Mrs Bunny and I stopped in recently, on our way home from an O’s game, the lure of the food and our long history with the place more than enough reason to look beyond recent disappointments there. Saturday summer evenings are always insane in Naptown, but we found parking without too much cursing, close by on State Circle, and walked over to see the usual crowd out on the sidewalk, waiting for a table. Joss has fastidiously never taken reservations, but in the old days, you could give them your name and then pop down a few doors to Castle Bay Irish Pub for a pint or two and someone would eventually come down and get you when your table was ready. The volume Joss does these days makes that concept an impossibility now, but you’d think that amidst all of their multiple build-outs they’d have added their OWN bar at some point for patrons waiting on a table. And you’d be wrong.

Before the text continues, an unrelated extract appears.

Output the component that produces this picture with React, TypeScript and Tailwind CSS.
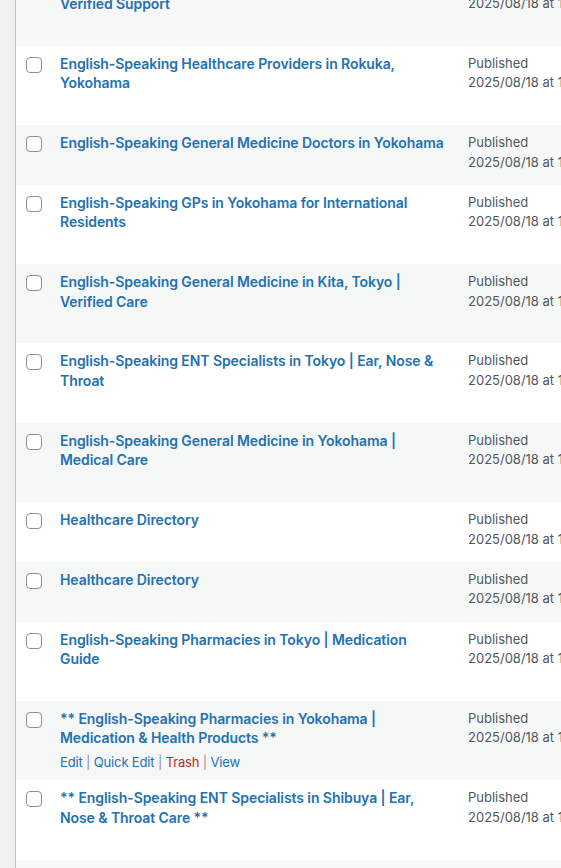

We were told that the wait for two would be about 15-20 minutes, and then hastily directed to the “waiting room”, as if we were visiting the dentist. Picture a back room full of hungry people all doing a Pavlovian drool stare at their menu slideshow on the small wall-mounted TV.
Cocktails are technically available before you’re seated, but you order them at this funky server stand thing on the opposite side of the restaurant from the designated waiting area, and someone eventually delivers them to you (in theory). Honestly, the whole waiting ordeal is just plain wacky, and ripe for improvement. Bear in mind that the entire original dining room now serves as just the hostess foyer, and said waiting room is now what was the first expansion’s added dining area. In other words, there’s plenty of room for a proper bar, but instead it’s a head-scratchingly dismal use of available space.

So, after what turned out to be 40 tortuous minutes of staring at delicious color photos of the food were were craving, the hostess finally came to get us. “Is the sushi bar ok?” she asked as she led us there. “Do we have a choice?” I asked. The hostess didn’t answer. Perhaps she didn’t hear me.

Joss’s sushi bar is cramped. I don’t mind intimate, but it felt like the woman next to me was practically sitting in my lap. But whatever. Just bring on the yummies.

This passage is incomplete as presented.